The chief diversity, equity and inclusion officer at the Alzheimer’s Association discussed the findings of the association’s special edition of its annual Facts and Figures report.
“We wanted a deeper understanding of some of the barriers that underrepresented and diverse populations face when accessing and seeking dementia care, and 2 new surveys found that discrimination is a significant barrier to dementia care among Asian, Black, Hispanic, and Native American [communities].”
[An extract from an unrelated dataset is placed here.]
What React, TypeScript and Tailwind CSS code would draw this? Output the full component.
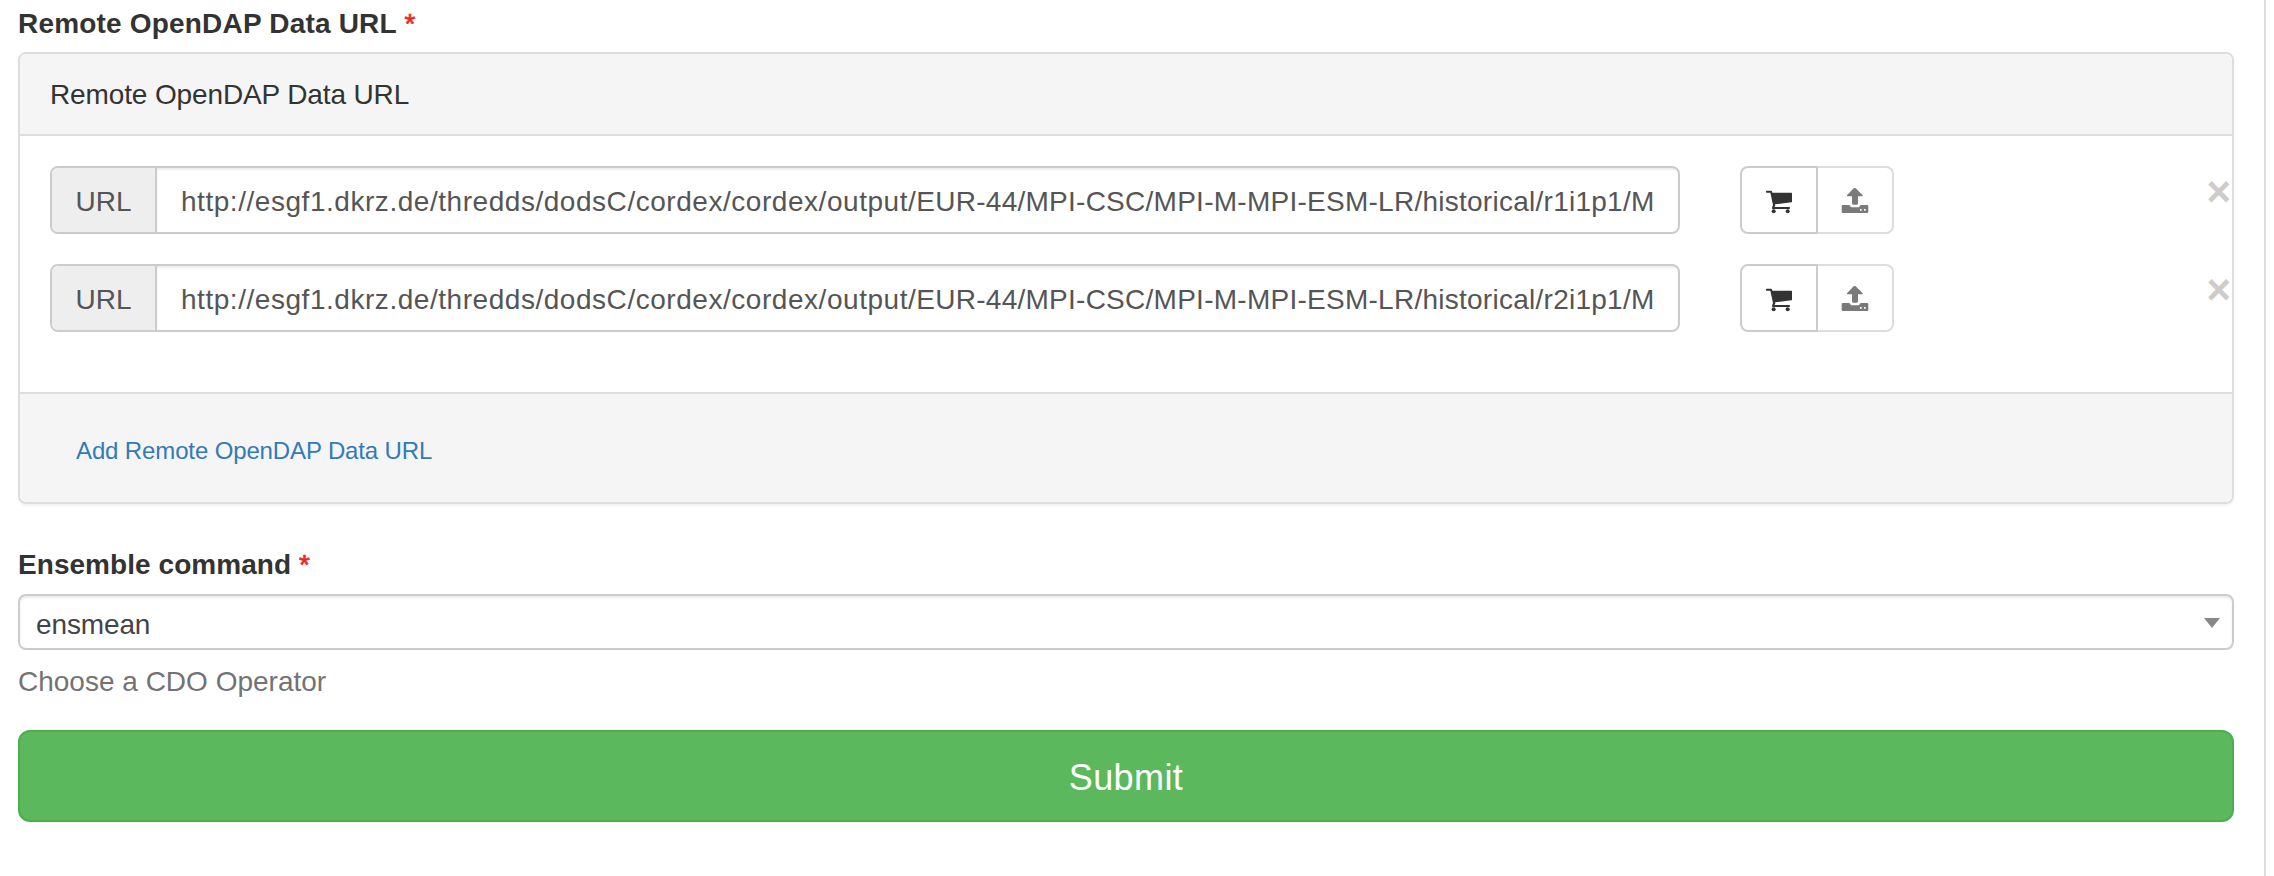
const DATA_ROWS = [
  { id: 'r1', host: 'http://esgf1.dkrz.de/thredds/dodsC/cordex/cordex/output/', path: 'EUR-44/MPI-CSC/MPI-M-MPI-ESM-LR/historical/r1i1p1/M' },
  { id: 'r2', host: 'http://esgf1.dkrz.de/thredds/dodsC/cordex/cordex/output/', path: 'EUR-44/MPI-CSC/MPI-M-MPI-ESM-LR/historical/r2i1p1/M' },
];

function CartIcon() {
  return (
    <svg viewBox="0 0 84 84" className="mt-1 size-7" fill="#333">
      <path d="M4 8h14q2 0 3 2l1 4h57q2 0 2 2v25q0 2-2 2l-49 6 1 4-3 4h45q2 0 2 3t-2 3H23q-3-1-2-4l3-8-8-37H4q-2-3 0-6z" />
      <circle cx="26" cy="70" r="6" />
      <circle cx="68" cy="70" r="6" />
    </svg>
  );
}

function UploadIcon() {
  return (
    <svg viewBox="0 0 84 84" className="mt-1 size-7" fill="#7a7a7a" fillRule="evenodd">
      <path d="M41 0q2 0 3 1l21 21q1 3-2 3H51v21q0 4-4 4H37q-4 0-4-4V25H20q-3 0-2-3L38 1q1-1 3-1z" />
      <path d="M6 51h19l4 5q2 2 5 2h16q3 0 5-2l4-5h19q4 0 4 4v16q0 4-4 4H6q-4 0-4-4V55q0-4 4-4zM57 63v5h5v-5zM69 63v5h5v-5z" />
    </svg>
  );
}

function Label({ text, tracking }: { text: string; tracking: string }) {
  return (
    <label className="block h-10 text-[28px] leading-10 font-bold">
      <span className={tracking}>{text}</span> <span className="font-normal text-[#f0281e] [-webkit-text-stroke:0.7px_#f0281e]">*</span>
    </label>
  );
}

function UrlRow({ host, path }: { host: string; path: string }) {
  return (
    <div className="flex h-[68px]">
      <div className="flex w-[1630px] shrink-0 overflow-hidden rounded-lg border-2 border-[#ccc] text-[28px] leading-10 text-[#555]">
        <span className="flex w-[105px] shrink-0 items-center justify-center border-r-2 border-[#ccc] bg-[#eee] pt-[3px]">URL</span>
        <div className="flex grow items-center overflow-hidden pt-[3px] pl-6 whitespace-nowrap shadow-[inset_0_2px_2px_rgba(0,0,0,0.075)]">
          <span className="tracking-[0.54px]">{host}</span>
          <span className="tracking-[0.26px]">{path}</span>
        </div>
      </div>
      <div className="ml-[60px] flex">
        <button className="flex w-[78px] items-center justify-center rounded-l-lg border-2 border-[#ccc]">
          <CartIcon />
        </button>
        <button className="flex w-[76px] items-center justify-center rounded-r-lg border-2 border-l-0 border-[#ddd]">
          <UploadIcon />
        </button>
      </div>
      <button className="mt-[5px] ml-auto -mr-[33px] h-[42px] pr-1 text-[42px] leading-[42px] font-bold text-[#ccc]">×</button>
    </div>
  );
}

export default function App() {
  return (
    <div className="h-[876px] w-[2266px] overflow-hidden border-r-2 border-[#ddd] bg-white pt-1 pr-[30px] pl-[18px] font-['Liberation_Sans',Arial,sans-serif] text-[#333]">
      <Label text="Remote OpenDAP Data URL" tracking="tracking-[0.19px]" />
      <section className="mt-2 h-[452px] overflow-hidden rounded-lg border-2 border-[#ddd] shadow-[0_2px_2px_rgba(0,0,0,0.05)]">
        <header className="h-[82px] border-b-2 border-[#ddd] bg-[#f5f5f5] px-[30px] pt-[21px] text-[28px] leading-10 tracking-[-0.13px]">
          Remote OpenDAP Data URL
        </header>
        <div className="flex flex-col gap-[30px] px-[30px] pt-[30px] pb-[60px]">
          {DATA_ROWS.map((row) => (
            <UrlRow key={row.id} host={row.host} path={row.path} />
          ))}
        </div>
        <footer className="flex h-[110px] items-center border-t-2 border-[#ddd] bg-[#f5f5f5] pt-[6px] pl-14 text-2xl tracking-[-0.13px] text-[#337ab7]">
          <a>Add Remote OpenDAP Data URL</a>
        </footer>
      </section>
      <div className="mt-[41px]">
        <Label text="Ensemble command" tracking="tracking-[0.05px]" />
      </div>
      <div className="mt-[9px] flex h-14 items-center justify-between rounded-lg border-2 border-[#ccc] pr-3 pl-4 text-[28px] leading-10 text-[#444] shadow-[inset_0_2px_2px_rgba(0,0,0,0.075)]">
        <span className="pt-[5px] tracking-[-0.13px]">ensmean</span>
        <svg viewBox="0 0 16 10" className="mt-[2px] h-[10px] w-4" fill="#888">
          <path d="M0 0h16L8 10z" />
        </svg>
      </div>
      <p className="mt-3 text-[28px] leading-10 text-[#737373]">Choose a CDO Operator</p>
      <button className="mt-7 flex h-[92px] w-full items-center justify-center rounded-xl border-2 border-[#4cae4c] bg-[#5cb85c] pt-[3px] text-4xl tracking-[0.4px] text-white">
        Submit
      </button>
    </div>
  );
}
The Alzheimer’s Association recently released its annual Facts and Figures report, which details a number of key data points for the dementia community regarding the prevalence, treatment, and care of patients with Alzheimer disease and dementia.1 This year’s paper included a special report that highlights some significant information about the care of individuals and the impact of racial and ethnic attitudes.2
Notably, the survey found that 36% of Black Americans, 18% of Hispanic Americans, and 19% of Asian Americans felt that discrimination put a barrier on their access to receive care for Alzheimer disease. In total, 42% of Native Americans, 34% of Asian Americans, and 33% of Hispanic Americans reported having experienced discrimination when navigating health care settings for their care recipient. For Black Americans, that rate was 50%.
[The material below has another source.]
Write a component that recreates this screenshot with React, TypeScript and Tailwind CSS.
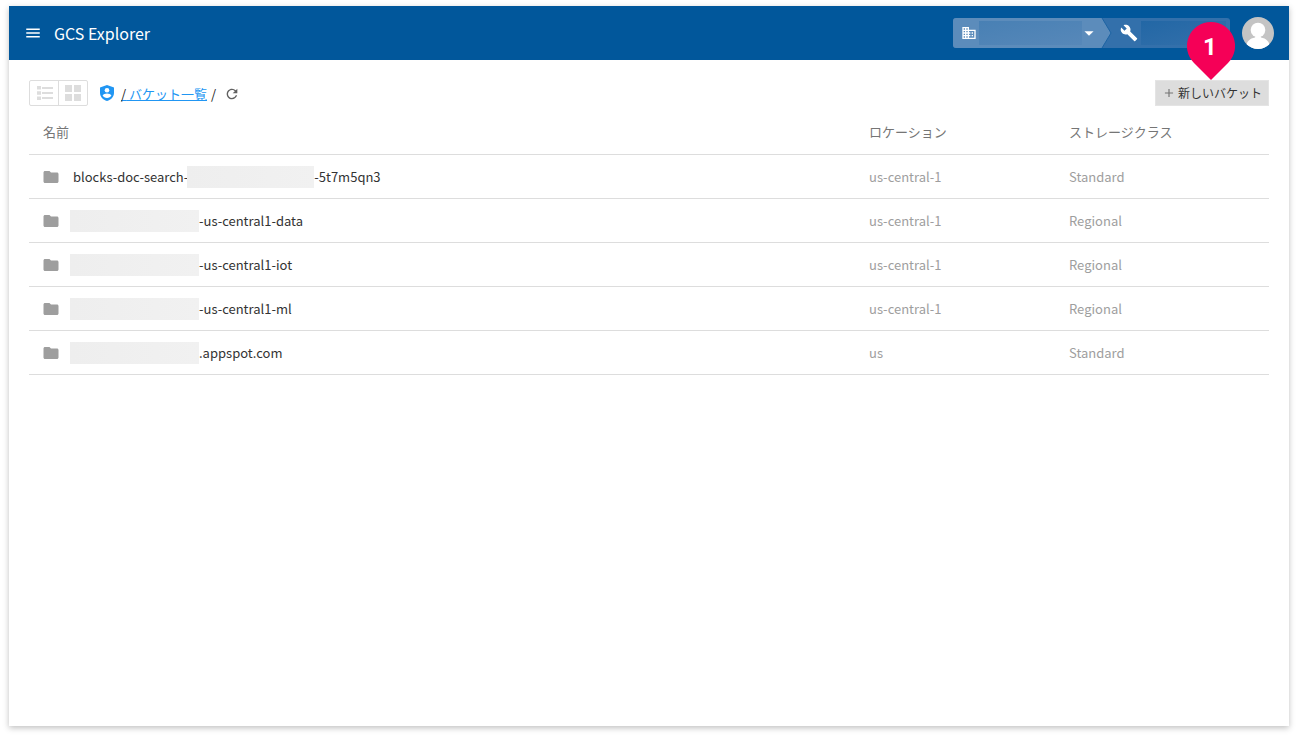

In addition, half or more of non-White caregivers say they have experienced discrimination in a health care setting. Carl V. Hill, PhD, MPH, chief diversity, equity, and inclusion officer, Alzheimer’s Association, spoke to NeurologyLive to offer some insight into the report’s findings and what the Association is learning about the current state of racial and ethnic attitudes among this population. Hill, who oversees strategic initiatives to strengthen outreach and providing communities with resources and support to address Alzheimer, also shared ways that physicians can get involved.